Graduate students from the Social Work Methods: Community Practice course spent last spring conducting an assessment of the Mental Retardation Needs Council of Harris County and developed an awareness campaign well after the course was over.

"The rest of the groups in the class were finished by April, when we got our grades," Laura Lopez, a second-year social work graduate student who enrolled in spring, said. "Our event just happened to get planned for after the semester was over, and we committed to it."

Taught by social work associate professor Steven Applewhite since his arrival at UH in 1992, the course is offered during the spring and is required for students in the college.

"Students first conduct a community or organizational needs assessment, identifying problems and conducting surveys to gain information," Applewhite said. "They then develop intervention strategies that provide viable solutions to identified problems and mirror what community residents and organizational leaders define as critical concerns."
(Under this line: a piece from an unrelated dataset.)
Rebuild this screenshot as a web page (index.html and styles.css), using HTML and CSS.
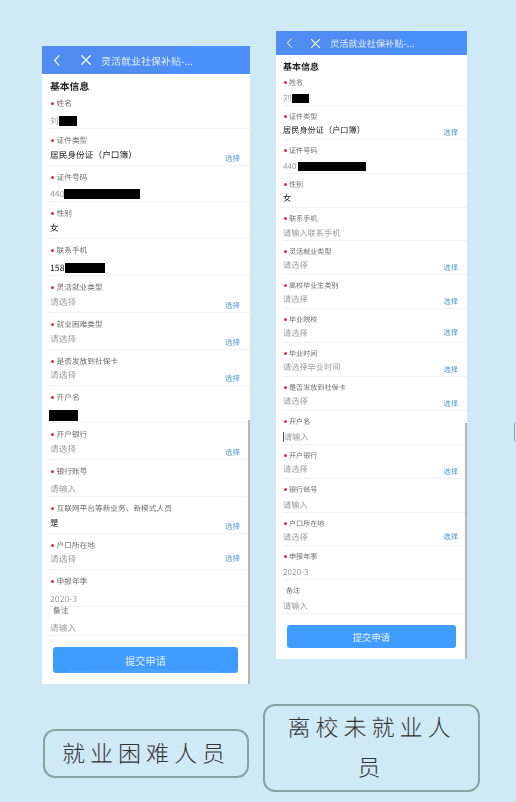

The MRNC, formed in June 2001, supports individuals with mental retardation and other developmental disorders and serves as a community advocacy umbrella group, according to the organization’s Web site.

MRNC agencies include the Harris County Department of Education and Early Childhood Intervention.

"All of the agencies are appointed by the Harris County Commissioners Court," MRNC chair Judith Kantorczyk said. "They are required to work with mental health people to join the council."

Students worked closely with Kantorczyk while conducting their research and spent five weeks interviewing MRNC members.

"Ten of the 14 (members) we interviewed brought up the stigma of intellectual and developmental disabilities as a main concern," Lopez said. "Our group decided to help the MRNC combat this issue with an anti-stigma campaign."

Intellectual and developmental disabilities encompass disorders such as autism, a condition that can limit an individual’s ability to interact socially.

While students in the group admitted some preconceived notions and initial reluctance to study IDD because they lacked experience, they all took the challenge head on.

"We all had very strong ideas about people who had it," Lopez said. "But we found out those ideas were totally off."

The group interviewed representatives of the MRNC during their office hours and had no direct interaction with people with IDD but learned how detrimental the stigma was, Lopez said.

Students often encounter frustrations and anxieties while working with local communities, Applewhite said.

"It takes time for the communities to understand why the students are there," he said. "There is a transition from (students) wanting to get the work done and get a grade to a heightened level of awareness and wanting everything to actually be good."